With SEO, I’m predicting all of the possible branded and non-branded searches your ICP is performing where we can insert ourselves into their buyer’s journey.
Maybe that’s a product page that ranks for a core software term they’re searching for, or it could also be a comparison page when your prospects are comparing you to your closest competitor.
This could even be as simple as them searching for your pricing information.
Whatever it is, I’m predicting that all searches will end with a click to your website, where we can ultimately have them explore your site further, with CRO already in place.
Why AEO needs its own subcategory
Now, with AEO, I expect that the user won’t click through to your site until they’re at the final stage of purchase.

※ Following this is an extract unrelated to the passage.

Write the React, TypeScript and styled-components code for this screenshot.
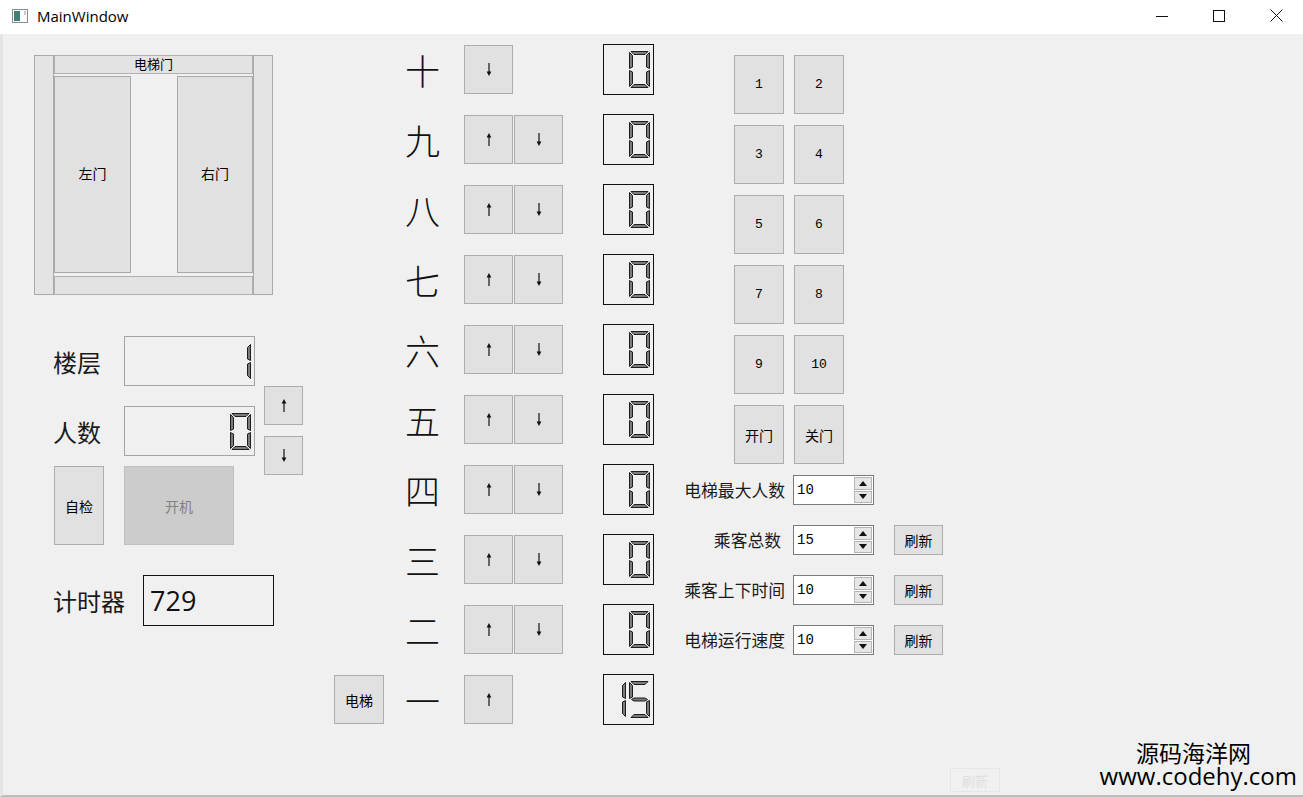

LLMs allow prospects to summarize a wide corpus of public data around your brand, including case studies, product pages, reviews, testimonials, and Reddit threads.
We’re seeing that a majority of the sales process — including discovery, consideration, and evaluation — is now being influenced by LLMs.

Even before chatting with your sales team, prospects are coming into calls understanding:
- Your product’s use cases
- Competitor comparison differences
- Pricing info
- Which job position it’s best for
LLMs are essentially acting as an extension of your sales team, or so we want them to be.
That’s where AEO comes in.
We want LLMs like ChatGPT, Gemini, and Claude to be your perfect sales partner. This means these LLMs have to be able to:
- Reference accurate, up-to-date information about your brand
- Support sales-related questions users are asking about your product and brand
- Allow your brand to be discovered and referenced when users are performing initial product research
And it’s up to us to provide them with the resources they need to do it. SEO is one of the levers for growth (more on this later), but the actual strategy/approach requires much more than just SEO.
Brand context, SEO, and PR are the backbone of every engagement
At its core, brand context, SEO, and PR are what ultimately get your brand visibility on LLMs.
My view on AEO all boils down to:
- Having your marketing fundamentals set (i.e., positioning, product market fit, differentiation strategy)
- Properly positioning your brand/product in your category through SEO, content marketing, and PR so you become the most relevant and recognizable name for your category
- Have content that explains how your product works in detail
- Have content that answers the specific questions users have about your brand and product
There’s no need to make this too complicated or technical. In my eyes, strong AEO is achieved by building on already established marketing fundamentals, and all I’m helping you do is amplify that through content and PR.